The issue of Iran is not the only flashpoint for the next government of Israel, regardless of the outcome.

Palestinian Authority President Mahmoud Abbas has threatened to hand over responsibility for the Authority to Israel and said recently, “If there is no progress even after the election I will take the phone and call Netanyahu. Sit in the chair here instead of me, take the keys, and you will be responsible for the Palestinian Authority.”

If Mr Abbas were to actually take such action it would place Israel in the difficult position of having to directly govern the almost two million Palestinian people living on the West Bank at a time when the peace process is in disrepair.

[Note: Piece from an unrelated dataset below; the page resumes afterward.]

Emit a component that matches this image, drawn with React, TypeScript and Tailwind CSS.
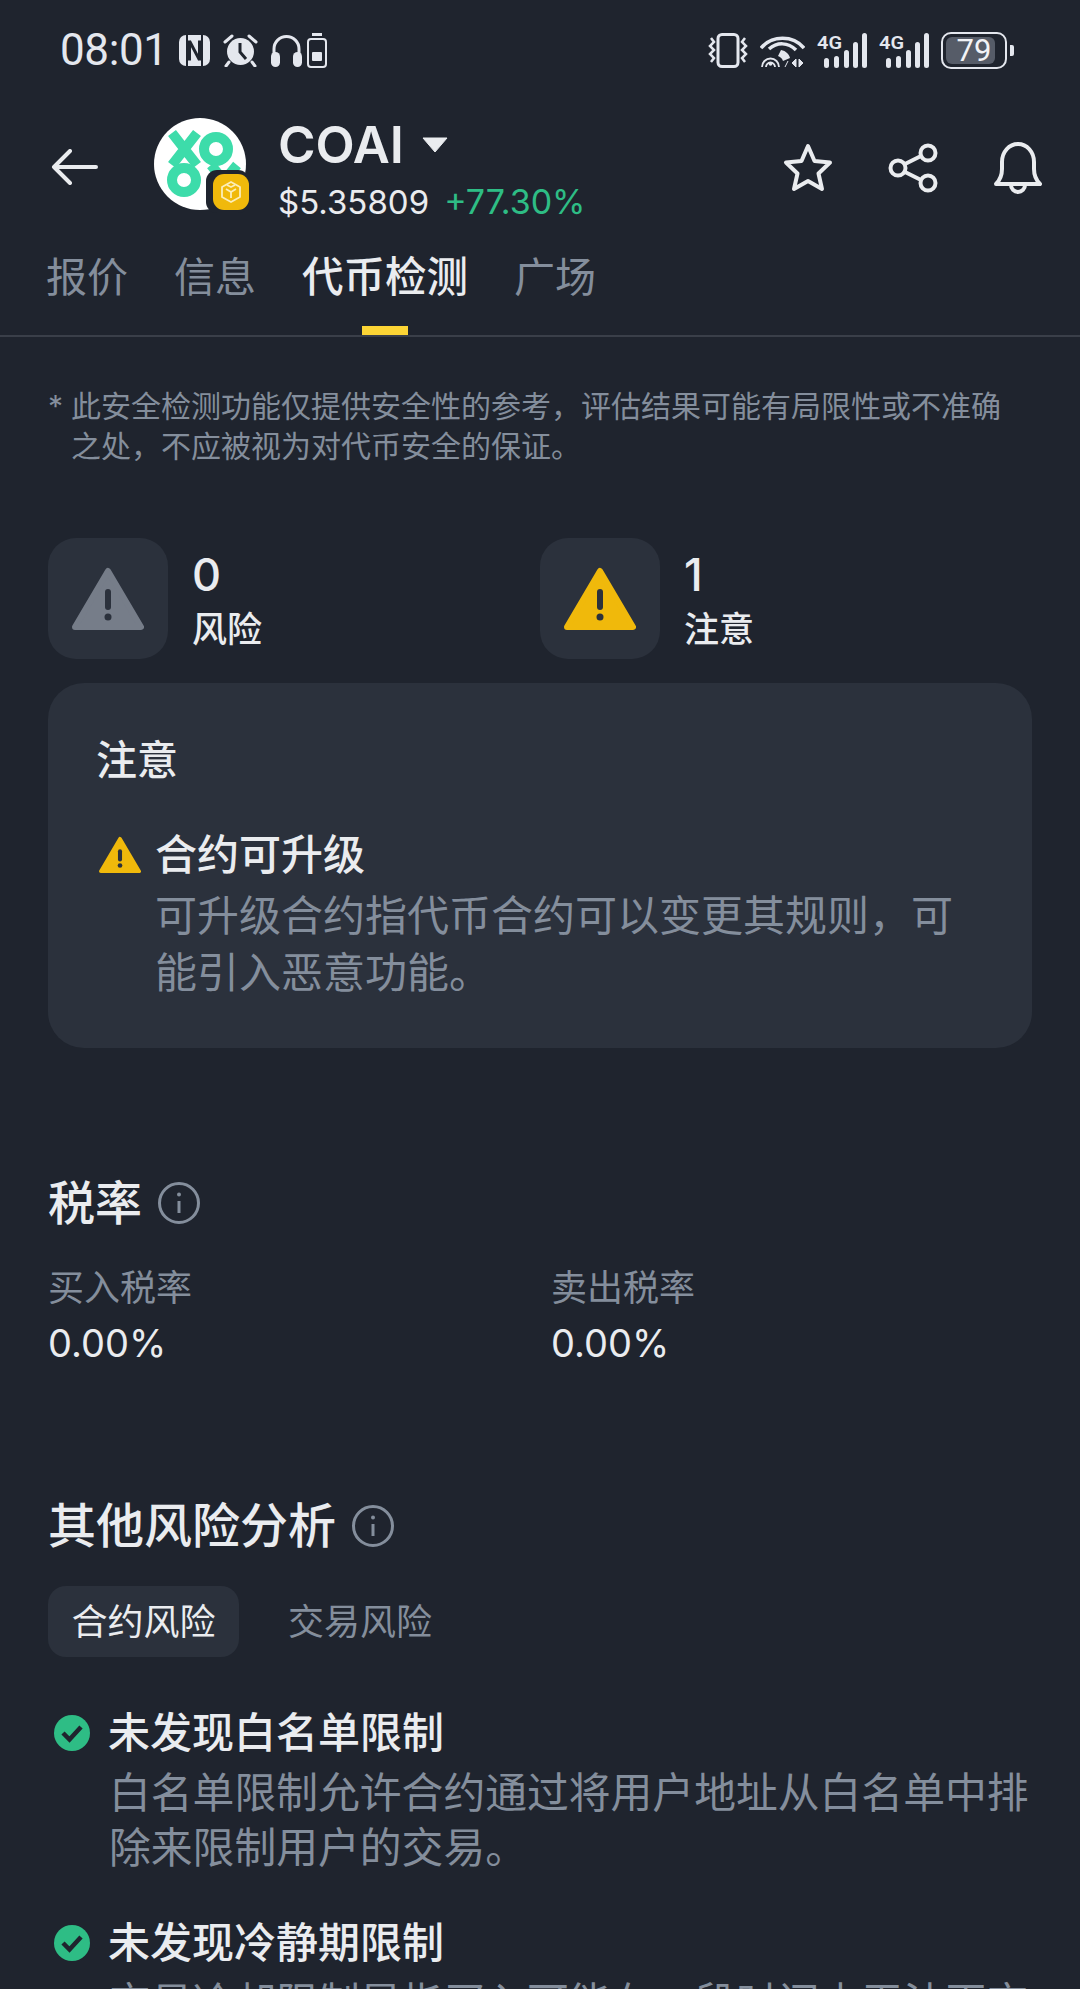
import type { ReactNode } from "react";

const FONT = "font-['Inter','Noto_Sans_CJK_SC',sans-serif]";

function NfcIcon() {
  return (
    <svg width="31" height="33" viewBox="0 0 31 33">
      <rect x="0" y="1" width="31" height="31" rx="7" fill="#e4e7ee" />
      <path d="M8 1v31M23 1v31" stroke="#1f242e" strokeWidth="2" />
      <path d="M10.5 6.5v20M20.5 6.5v20M10.5 7l10 19" stroke="#1f242e" strokeWidth="3" fill="none" />
    </svg>
  );
}

function AlarmIcon() {
  return (
    <svg width="35" height="34" viewBox="0 0 35 34">
      <circle cx="17.5" cy="18.5" r="13.5" fill="#e4e7ee" />
      <path d="M17 10v9l6 7" stroke="#1f242e" strokeWidth="3" fill="none" />
      <path d="M2 9l7-6M33 9l-7-6M6 29l-3 4M29 29l3 4" stroke="#e4e7ee" strokeWidth="3" strokeLinecap="round" />
    </svg>
  );
}

function HeadphoneIcon() {
  return (
    <svg width="31" height="33" viewBox="0 0 31 33">
      <path d="M3 21v-6a12.500 12.500 0 0 1 25 0v6" fill="none" stroke="#e4e7ee" strokeWidth="3" />
      <rect x="0" y="18" width="9" height="15" rx="4.500" fill="#e4e7ee" />
      <rect x="22" y="18" width="9" height="15" rx="4.500" fill="#e4e7ee" />
    </svg>
  );
}

function SmallBattery() {
  return (
    <svg width="20" height="35" viewBox="0 0 20 35">
      <rect x="5" y="0" width="10" height="3" fill="#e4e7ee" />
      <rect x="1" y="6" width="18" height="28" rx="3" fill="none" stroke="#e4e7ee" strokeWidth="2" />
      <rect x="5" y="19" width="10" height="9" rx="1" fill="#e4e7ee" />
    </svg>
  );
}

function VibrateIcon() {
  return (
    <svg width="42" height="35" viewBox="0 0 42 35">
      <rect x="11" y="1.500" width="20" height="32" rx="4" fill="none" stroke="#e4e7ee" strokeWidth="3" />
      <path d="M4 5l3 4-4 4 4 4-4 4 4 4-3 4" fill="none" stroke="#e4e7ee" strokeWidth="2.500" />
      <path d="M38 5l-3 4 4 4-4 4 4 4-4 4 3 4" fill="none" stroke="#e4e7ee" strokeWidth="2.500" />
    </svg>
  );
}

function WifiIcon() {
  return (
    <svg width="45" height="35" viewBox="0 0 45 35">
      <path d="M1 15C12 2 33 2 44 15" fill="none" stroke="#e4e7ee" strokeWidth="3.500" />
      <path d="M9 16c8-7 19-7 27 1" fill="none" stroke="#e4e7ee" strokeWidth="3.500" />
      <path d="M2 34a8.500 8.500 0 1 1 17 0M6 34a4.500 4.500 0 1 1 9 0" fill="none" stroke="#e4e7ee" strokeWidth="1.800" />
      <circle cx="10.500" cy="31" r="1.800" fill="#e4e7ee" />
      <path d="M21 17c5 1 8 4 9 8l-7 3c-1-3-3-4-5-5z" fill="#e4e7ee" />
      <path d="M25 34l3-6M36 26v8l-4-4zM39 26v8l4-4z" fill="#e4e7ee" stroke="#e4e7ee" strokeWidth="1" />
    </svg>
  );
}

function SignalIcon() {
  const bars = [
    { x: 7, h: 10 },
    { x: 17, h: 12 },
    { x: 27, h: 18 },
    { x: 36, h: 26 },
    { x: 45, h: 35 },
  ];
  return (
    <svg width="50" height="35" viewBox="0 0 50 35" className="overflow-visible">
      <text x="0" y="16" fontSize="19" fontWeight="600" fill="#e4e7ee" fontFamily="Roboto, sans-serif" textLength="25" lengthAdjust="spacingAndGlyphs">
        4G
      </text>
      {bars.map((b) => (
        <rect key={b.x} x={b.x} y={35 - b.h} width="5" height={b.h} rx="2.500" fill="#e4e7ee" />
      ))}
    </svg>
  );
}

function BatteryIcon() {
  return (
    <div className="flex items-center gap-[3px]">
      <div className="relative h-[37px] w-[66px] overflow-hidden rounded-[10px] border-[2px] border-[#e4e7ee] p-[3px]">
        <div className="h-full w-[49px] rounded-[6px] bg-[#565c68]" />
        <span className="absolute inset-0 flex items-center justify-center font-['Roboto',sans-serif] text-[31px] leading-none text-[#f2f3f6]">
          79
        </span>
      </div>
      <div className="h-[11px] w-[4px] rounded-r-[2px] bg-[#e4e7ee]" />
    </div>
  );
}

function StatusBar() {
  return (
    <div className="flex h-[100px] items-start justify-between pt-[32px] pl-[60px] pr-[66px]">
      <div className="flex h-[36px] items-center">
        <span className="font-['Roboto',sans-serif] text-[44px] font-normal leading-[36px] tracking-[-0.4px] text-[#e4e7ee]">08:01</span>
        <div className="ml-[11px]"><NfcIcon /></div>
        <div className="ml-[13px]"><AlarmIcon /></div>
        <div className="ml-[13px]"><HeadphoneIcon /></div>
        <div className="ml-[5px]"><SmallBattery /></div>
      </div>
      <div className="flex h-[36px] items-center">
        <VibrateIcon />
        <div className="ml-[11px]"><WifiIcon /></div>
        <div className="ml-[12px]"><SignalIcon /></div>
        <div className="ml-[12px]"><SignalIcon /></div>
        <div className="ml-[12px]"><BatteryIcon /></div>
      </div>
    </div>
  );
}

function CoinLogo() {
  return (
    <div className="relative h-[92px] w-[92px] rounded-full bg-white">
      <svg width="92" height="92" viewBox="0 0 92 92">
        <g stroke="#3ddcaa" strokeWidth="10" fill="none">
          <path d="M18 15l25 32M43 15L18 47" />
          <circle cx="62" cy="31" r="12" />
          <circle cx="30" cy="62" r="12" />
          <path d="M57 47l26 32M83 47L57 79" />
        </g>
      </svg>
      <div className="absolute left-[52px] top-[52px] flex h-[43px] w-[43px] items-center justify-end rounded-[11px] bg-[#1f242e] pl-[6px]">
        <div className="flex h-[36px] w-[36px] items-center justify-center rounded-[11px] bg-[#f0b90b]">
          <svg width="24" height="24" viewBox="0 0 24 24" fill="none" stroke="#fbeeb9" strokeWidth="1.800" strokeLinejoin="round">
            <path d="M12 2l9 5v10l-9 5-9-5V7z" />
            <path d="M7 9l5 3 5-3M12 12v6M8 5l4 2 4-2" />
          </svg>
        </div>
      </div>
    </div>
  );
}

function Header() {
  return (
    <div className="flex h-[120px] items-center pl-[51px] pr-[37px] pt-[8px]">
      <svg width="47" height="36" viewBox="0 0 47 36" fill="none" stroke="#eaecef" strokeWidth="4" strokeLinecap="round" strokeLinejoin="round" className="mr-[56px] mt-[6px]">
        <path d="M45 18H3M19 2L3 18l16 16" />
      </svg>
      <CoinLogo />
      <div className="ml-[32px] mt-[11px] flex flex-1 flex-col">
        <div className="flex h-[56px] items-center">
          <span className="text-[51px] font-semibold leading-[56px] text-[#eaecef]">COAI</span>
          <svg width="26" height="16" viewBox="0 0 26 16" className="ml-[18px]">
            <path d="M1 1h24L13 15z" fill="#eaecef" stroke="#eaecef" strokeLinejoin="round" />
          </svg>
        </div>
        <div className="mt-[9px] flex h-[40px] items-center">
          <span className="text-[33px] leading-[40px] text-[#eaecef]">$5.35809</span>
          <span className="ml-[15px] text-[34px] leading-[40px] text-[#2ebd85]">+77.30%</span>
        </div>
      </div>
      <div className="mt-[8px] flex items-center gap-[55px]">
        <svg width="50" height="50" viewBox="0 0 50 50" fill="none" stroke="#eaecef" strokeWidth="4" strokeLinejoin="round">
          <path d="M25 3l6.500 15L47 19.500 35.500 30.500 39 46 25 38 11 46l3.500-15.500L3 19.500 18.500 18z" />
        </svg>
        <svg width="50" height="50" viewBox="0 0 50 50" fill="none" stroke="#eaecef" strokeWidth="4">
          <circle cx="10" cy="25" r="7.500" />
          <circle cx="40" cy="10" r="7.500" />
          <circle cx="40" cy="40" r="7.500" />
          <path d="M17 21l16-8M17 29l16 8" />
        </svg>
        <svg width="50" height="52" viewBox="0 0 50 52" fill="none" stroke="#eaecef" strokeWidth="4" strokeLinejoin="round">
          <path d="M3 42c4-4 6-8 6-15v-7C9 10 16 2 25 2s16 8 16 18v7c0 7 2 11 6 15z" />
          <path d="M18 43a7 7 0 0 0 14 0" />
        </svg>
      </div>
    </div>
  );
}

function Tabs() {
  const tabs = ["报价", "信息", "代币检测", "广场"];
  return (
    <div className="flex gap-[46px] border-b-[2px] border-[#3a3f49] pl-[46px] pt-[31px]">
      {tabs.map((t, i) => (
        <div key={t} className="flex flex-col items-center">
          <span className={`leading-[52px] ${i === 2 ? "text-[41.500px] font-medium text-[#eaecef]" : "text-[41px] text-[#848e9c]"}`}>{t}</span>
          <div className={`mt-[23px] h-[9px] w-[46px] ${i === 2 ? "bg-[#fcd535]" : "bg-transparent"}`} />
        </div>
      ))}
    </div>
  );
}

function Triangle({ color, width }: { color: string; width: number }) {
  return (
    <svg width={width} viewBox="0 0 72 64">
      <path d="M36 4L69 60H3z" fill={color} stroke={color} strokeWidth="6" strokeLinejoin="round" />
      <rect x="33" y="22" width="6" height="21" rx="3" fill="#2b313c" />
      <circle cx="36" cy="50" r="3.500" fill="#2b313c" />
    </svg>
  );
}

function RiskStat({ count, label, color }: { count: number; label: string; color: string }) {
  return (
    <div className="flex items-center">
      <div className="flex h-[121px] w-[120px] items-center justify-center rounded-[28px] bg-[#2b313c]">
        <Triangle color={color} width={72} />
      </div>
      <div className="ml-[24px] mt-[6px] flex flex-col">
        <span className="text-[45px] font-medium leading-[50px] text-[#eaecef]">{count}</span>
        <span className="mt-[4px] text-[35px] font-medium leading-[50px] text-[#eaecef]">{label}</span>
      </div>
    </div>
  );
}

function InfoIcon({ size }: { size: number }) {
  return (
    <svg width={size} height={size} viewBox="0 0 42 42" fill="none" className="ml-[16px]">
      <circle cx="21" cy="21" r="19.500" stroke="#848e9c" strokeWidth="3" />
      <path d="M21 19v12" stroke="#848e9c" strokeWidth="3" />
      <circle cx="21" cy="12.500" r="2" fill="#848e9c" />
    </svg>
  );
}

function SectionTitle({ children, size }: { children: ReactNode; size: string }) {
  return (
    <div className="flex h-[60px] items-center">
      <span className={`${size} font-medium leading-[60px] text-[#eaecef]`}>{children}</span>
      <InfoIcon size={42} />
    </div>
  );
}

function CheckItem({ title, desc, className }: { title: string; desc: string; className: string }) {
  return (
    <div className={className}>
      <div className="flex h-[56px] items-center">
        <svg width="36" height="36" viewBox="0 0 36 36" className="ml-[6px] mr-[18px]">
          <circle cx="18" cy="18" r="18" fill="#2ebd85" />
          <path d="M9 18l6.500 6.500L27 12" fill="none" stroke="#1f242e" strokeWidth="4.500" />
        </svg>
        <span className="text-[42px] font-medium leading-[56px] text-[#eaecef]">{title}</span>
      </div>
      <p className="mt-[5px] pl-[61px] text-[41.800px] leading-[55px] text-[#848e9c]">{desc}</p>
    </div>
  );
}

export default function App() {
  return (
    <div className={`h-[1989px] w-[1080px] overflow-hidden bg-[#1f242e] ${FONT}`}>
      <StatusBar />
      <Header />
      <Tabs />
      <div className="px-[48px]">
        <div className="mt-[49px] flex text-[30px] leading-[40px] text-[#848e9c]">
          <span className="w-[23px] shrink-0">*</span>
          <p className="w-[940px]">此安全检测功能仅提供安全性的参考，评估结果可能有局限性或不准确之处，不应被视为对代币安全的保证。</p>
        </div>
        <div className="mt-[72px] grid grid-cols-2">
          <RiskStat count={0} label="风险" color="#767d89" />
          <RiskStat count={1} label="注意" color="#f0b90b" />
        </div>
        <div className="mt-[24px] h-[365px] rounded-[36px] bg-[#2b313c] pl-[48px] pr-[50px] pt-[49px]">
          <div className="text-[41px] font-medium leading-[56px] text-[#eaecef]">注意</div>
          <div className="mt-[39px] flex h-[56px] items-center">
            <svg width="42" height="38" viewBox="0 0 72 64" className="ml-[3px] mr-[14px]">
              <path d="M36 4L69 60H3z" fill="#f0b90b" stroke="#f0b90b" strokeWidth="6" strokeLinejoin="round" />
              <rect x="32.500" y="22" width="7" height="21" rx="3.500" fill="#2b313c" />
              <circle cx="36" cy="50" r="4" fill="#2b313c" />
            </svg>
            <span className="text-[42px] font-medium leading-[56px] text-[#eaecef]">合约可升级</span>
          </div>
          <p className="mt-[4px] pl-[59px] text-[42px] leading-[57px] text-[#848e9c]">可升级合约指代币合约可以变更其规则，可能引入恶意功能。</p>
        </div>
        <div className="mt-[125px]">
          <SectionTitle size="text-[47px]">税率</SectionTitle>
        </div>
        <div className="mt-[33px] flex">
          <div className="w-[503px]">
            <div className="text-[36px] leading-[44px] text-[#848e9c]">买入税率</div>
            <div className="mt-[11px] text-[38px] leading-[44px] text-[#eaecef]">0.00%</div>
          </div>
          <div>
            <div className="text-[36px] leading-[44px] text-[#848e9c]">卖出税率</div>
            <div className="mt-[11px] text-[38px] leading-[44px] text-[#eaecef]">0.00%</div>
          </div>
        </div>
        <div className="mt-[131px]">
          <SectionTitle size="text-[48px]">其他风险分析</SectionTitle>
        </div>
        <div className="mt-[30px] flex items-center">
          <div className="flex h-[71px] w-[191px] items-center justify-center rounded-[18px] bg-[#2b313c] text-[36px] text-[#eaecef]">合约风险</div>
          <div className="ml-[49px] text-[36px] text-[#848e9c]">交易风险</div>
        </div>
        <CheckItem className="mt-[48px]" title="未发现白名单限制" desc="白名单限制允许合约通过将用户地址从白名单中排除来限制用户的交易。" />
        <CheckItem className="mt-[39px]" title="未发现冷静期限制" desc="交易冷却限制是指买入可能在一段时间内无法再交易。" />
      </div>
    </div>
  );
}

There have been no direct negotiations between Palestinians and Israelis for several years.

Mr Abbas is well aware that it would result in an uprising by militant elements within the Palestinians.

Meanwhile a Hamas spokesperson has criticised Abbas for not offering to hand over the leadership to Hamas which currently has control of Gaza.

It is hard to imagine any scenario where Israel would consent to Hamas controlling the West Bank.

With the Muslim Brotherhood slowly but surely establishing its influence over Egypt, the next Prime Minister of Israel will be faced with a number of regional challenges that threaten national and regional security.

There are few easy choices awaiting the next Prime Minister of Israel and the whole world will be watching.